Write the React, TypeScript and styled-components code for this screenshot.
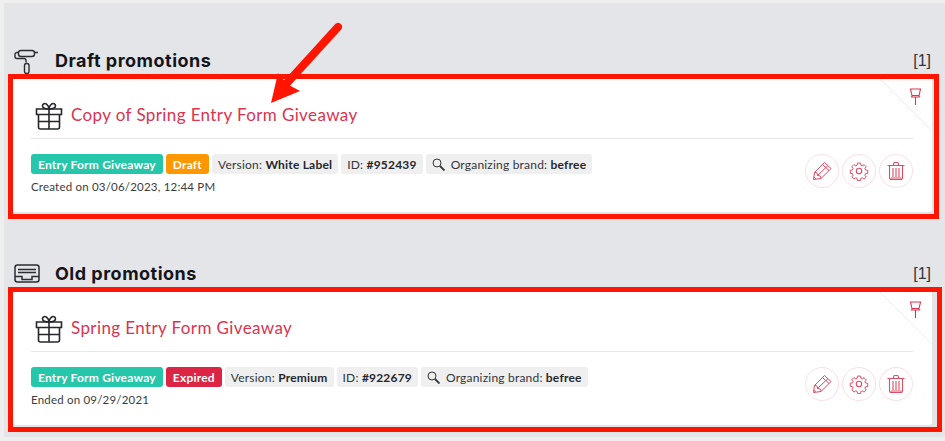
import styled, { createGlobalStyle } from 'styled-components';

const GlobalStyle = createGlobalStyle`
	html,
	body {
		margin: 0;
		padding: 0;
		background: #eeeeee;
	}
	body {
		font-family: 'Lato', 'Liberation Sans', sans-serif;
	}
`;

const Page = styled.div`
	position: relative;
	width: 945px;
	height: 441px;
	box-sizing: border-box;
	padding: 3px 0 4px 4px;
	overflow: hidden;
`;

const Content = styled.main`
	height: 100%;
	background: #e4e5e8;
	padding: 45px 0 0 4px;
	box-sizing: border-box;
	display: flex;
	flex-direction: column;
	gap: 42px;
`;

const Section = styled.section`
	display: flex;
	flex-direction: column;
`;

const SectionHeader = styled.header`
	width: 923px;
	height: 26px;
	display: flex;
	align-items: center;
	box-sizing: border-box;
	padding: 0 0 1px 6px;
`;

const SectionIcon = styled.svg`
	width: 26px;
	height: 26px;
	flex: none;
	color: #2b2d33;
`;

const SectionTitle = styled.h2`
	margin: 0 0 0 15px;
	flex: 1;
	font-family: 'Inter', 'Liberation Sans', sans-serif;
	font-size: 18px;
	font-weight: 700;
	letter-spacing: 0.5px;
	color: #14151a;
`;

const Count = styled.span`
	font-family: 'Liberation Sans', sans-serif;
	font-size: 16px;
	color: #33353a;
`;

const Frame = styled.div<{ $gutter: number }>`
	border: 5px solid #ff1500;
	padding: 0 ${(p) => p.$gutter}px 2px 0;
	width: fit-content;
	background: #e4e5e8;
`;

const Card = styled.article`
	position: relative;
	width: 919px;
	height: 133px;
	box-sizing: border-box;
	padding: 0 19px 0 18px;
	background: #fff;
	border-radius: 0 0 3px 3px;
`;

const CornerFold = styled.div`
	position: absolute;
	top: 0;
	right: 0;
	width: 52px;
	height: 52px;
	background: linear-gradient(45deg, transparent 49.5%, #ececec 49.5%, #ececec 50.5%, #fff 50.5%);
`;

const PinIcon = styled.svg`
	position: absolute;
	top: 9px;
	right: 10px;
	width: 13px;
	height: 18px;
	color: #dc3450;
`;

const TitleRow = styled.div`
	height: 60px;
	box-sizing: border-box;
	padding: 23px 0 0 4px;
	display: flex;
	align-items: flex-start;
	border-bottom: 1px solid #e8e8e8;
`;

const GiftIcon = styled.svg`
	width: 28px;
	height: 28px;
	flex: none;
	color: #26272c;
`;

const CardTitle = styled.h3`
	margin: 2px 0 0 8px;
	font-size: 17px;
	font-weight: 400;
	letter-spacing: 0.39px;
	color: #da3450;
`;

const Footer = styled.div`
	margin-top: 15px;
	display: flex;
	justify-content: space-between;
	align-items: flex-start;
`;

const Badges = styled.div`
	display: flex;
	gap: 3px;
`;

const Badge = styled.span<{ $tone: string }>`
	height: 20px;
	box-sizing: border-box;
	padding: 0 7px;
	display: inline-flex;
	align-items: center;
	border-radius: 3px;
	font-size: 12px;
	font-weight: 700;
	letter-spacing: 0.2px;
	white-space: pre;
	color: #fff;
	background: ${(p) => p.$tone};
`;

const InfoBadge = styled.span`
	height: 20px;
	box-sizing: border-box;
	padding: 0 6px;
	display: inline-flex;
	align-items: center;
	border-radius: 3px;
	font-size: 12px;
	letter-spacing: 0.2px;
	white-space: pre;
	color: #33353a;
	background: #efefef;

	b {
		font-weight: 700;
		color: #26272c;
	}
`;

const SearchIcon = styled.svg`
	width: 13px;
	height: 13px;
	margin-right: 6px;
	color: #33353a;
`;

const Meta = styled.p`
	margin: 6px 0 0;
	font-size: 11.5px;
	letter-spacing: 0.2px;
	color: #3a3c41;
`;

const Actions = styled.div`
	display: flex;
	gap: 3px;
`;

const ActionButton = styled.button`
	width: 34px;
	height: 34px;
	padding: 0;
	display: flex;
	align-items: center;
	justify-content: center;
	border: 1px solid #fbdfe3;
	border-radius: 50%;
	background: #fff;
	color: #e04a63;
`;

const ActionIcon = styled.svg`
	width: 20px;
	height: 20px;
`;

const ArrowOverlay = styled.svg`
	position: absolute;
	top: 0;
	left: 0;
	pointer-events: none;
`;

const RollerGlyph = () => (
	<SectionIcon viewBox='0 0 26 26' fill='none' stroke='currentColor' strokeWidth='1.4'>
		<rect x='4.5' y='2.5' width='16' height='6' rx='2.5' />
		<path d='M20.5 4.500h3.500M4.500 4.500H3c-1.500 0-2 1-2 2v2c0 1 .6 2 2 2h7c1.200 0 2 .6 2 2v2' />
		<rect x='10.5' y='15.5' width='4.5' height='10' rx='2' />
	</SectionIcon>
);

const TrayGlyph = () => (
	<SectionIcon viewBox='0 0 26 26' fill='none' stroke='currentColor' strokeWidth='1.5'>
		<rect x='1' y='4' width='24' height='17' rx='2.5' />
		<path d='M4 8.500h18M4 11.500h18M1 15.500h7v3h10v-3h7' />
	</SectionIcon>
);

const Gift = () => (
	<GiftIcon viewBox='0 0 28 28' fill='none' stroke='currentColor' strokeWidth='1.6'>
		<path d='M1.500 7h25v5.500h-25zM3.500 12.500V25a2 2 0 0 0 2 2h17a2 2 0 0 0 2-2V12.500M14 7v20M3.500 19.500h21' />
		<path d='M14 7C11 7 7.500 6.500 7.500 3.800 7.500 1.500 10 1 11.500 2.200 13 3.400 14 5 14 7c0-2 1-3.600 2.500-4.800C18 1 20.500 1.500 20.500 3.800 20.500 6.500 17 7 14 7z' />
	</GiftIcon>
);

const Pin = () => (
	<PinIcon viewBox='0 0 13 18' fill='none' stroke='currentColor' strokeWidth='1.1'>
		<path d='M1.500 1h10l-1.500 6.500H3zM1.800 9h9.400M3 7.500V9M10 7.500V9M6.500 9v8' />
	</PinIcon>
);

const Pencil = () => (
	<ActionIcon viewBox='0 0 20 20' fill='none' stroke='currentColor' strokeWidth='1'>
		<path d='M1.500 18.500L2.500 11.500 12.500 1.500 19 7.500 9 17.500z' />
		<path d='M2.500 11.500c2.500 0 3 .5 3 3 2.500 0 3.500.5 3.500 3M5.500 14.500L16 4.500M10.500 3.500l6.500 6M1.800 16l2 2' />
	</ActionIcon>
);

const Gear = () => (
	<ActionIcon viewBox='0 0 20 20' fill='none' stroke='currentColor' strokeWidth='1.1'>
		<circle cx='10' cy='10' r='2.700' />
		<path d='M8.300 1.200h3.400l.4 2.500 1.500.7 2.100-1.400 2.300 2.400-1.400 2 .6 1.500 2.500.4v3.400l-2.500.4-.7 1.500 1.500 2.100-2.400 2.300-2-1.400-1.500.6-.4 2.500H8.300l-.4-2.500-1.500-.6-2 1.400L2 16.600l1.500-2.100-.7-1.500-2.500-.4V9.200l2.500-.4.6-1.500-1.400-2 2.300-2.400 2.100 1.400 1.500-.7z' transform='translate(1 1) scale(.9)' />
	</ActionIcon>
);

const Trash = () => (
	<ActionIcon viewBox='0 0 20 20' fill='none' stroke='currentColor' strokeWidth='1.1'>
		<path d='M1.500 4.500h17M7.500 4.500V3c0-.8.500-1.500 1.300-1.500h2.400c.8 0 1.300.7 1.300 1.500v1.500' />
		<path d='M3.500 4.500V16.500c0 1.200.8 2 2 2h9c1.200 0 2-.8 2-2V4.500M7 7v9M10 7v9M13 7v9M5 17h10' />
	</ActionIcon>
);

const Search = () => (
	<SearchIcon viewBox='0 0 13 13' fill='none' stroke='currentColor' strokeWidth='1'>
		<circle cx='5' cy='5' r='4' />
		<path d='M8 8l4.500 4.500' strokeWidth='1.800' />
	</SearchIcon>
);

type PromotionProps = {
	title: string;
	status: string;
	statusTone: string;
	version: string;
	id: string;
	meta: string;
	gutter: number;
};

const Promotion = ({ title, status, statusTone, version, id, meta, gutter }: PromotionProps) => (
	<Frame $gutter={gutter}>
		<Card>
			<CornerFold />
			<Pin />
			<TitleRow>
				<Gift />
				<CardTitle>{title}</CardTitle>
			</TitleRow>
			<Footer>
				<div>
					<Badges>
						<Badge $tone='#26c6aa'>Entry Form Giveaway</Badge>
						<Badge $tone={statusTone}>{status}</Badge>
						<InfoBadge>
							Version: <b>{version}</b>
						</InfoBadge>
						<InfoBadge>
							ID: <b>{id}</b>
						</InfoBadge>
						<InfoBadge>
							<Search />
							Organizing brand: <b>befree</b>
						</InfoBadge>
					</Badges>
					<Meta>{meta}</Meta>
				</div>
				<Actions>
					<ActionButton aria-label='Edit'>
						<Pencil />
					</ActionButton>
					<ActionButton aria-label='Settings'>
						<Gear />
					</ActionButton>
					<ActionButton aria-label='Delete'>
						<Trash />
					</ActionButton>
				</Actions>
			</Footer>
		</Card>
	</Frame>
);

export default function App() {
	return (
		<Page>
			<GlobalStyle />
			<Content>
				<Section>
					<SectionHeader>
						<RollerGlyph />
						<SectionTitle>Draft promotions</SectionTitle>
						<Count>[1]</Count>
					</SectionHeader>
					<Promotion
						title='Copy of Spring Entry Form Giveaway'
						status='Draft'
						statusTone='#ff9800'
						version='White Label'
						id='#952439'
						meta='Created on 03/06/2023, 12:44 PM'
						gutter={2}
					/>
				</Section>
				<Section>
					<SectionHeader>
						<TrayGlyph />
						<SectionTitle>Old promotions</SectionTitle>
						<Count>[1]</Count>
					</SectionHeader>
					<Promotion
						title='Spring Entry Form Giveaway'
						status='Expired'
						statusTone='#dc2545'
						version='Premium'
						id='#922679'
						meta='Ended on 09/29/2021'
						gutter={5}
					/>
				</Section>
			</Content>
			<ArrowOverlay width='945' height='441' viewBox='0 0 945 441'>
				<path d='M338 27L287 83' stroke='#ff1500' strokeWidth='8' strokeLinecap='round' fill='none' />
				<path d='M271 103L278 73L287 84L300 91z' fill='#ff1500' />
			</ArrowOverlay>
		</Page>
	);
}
....
§ **GOAL**:
State the number of lines in this listing that contain the string "components", and add nothing else.

§ **EXERCISE SOLUTION**:
2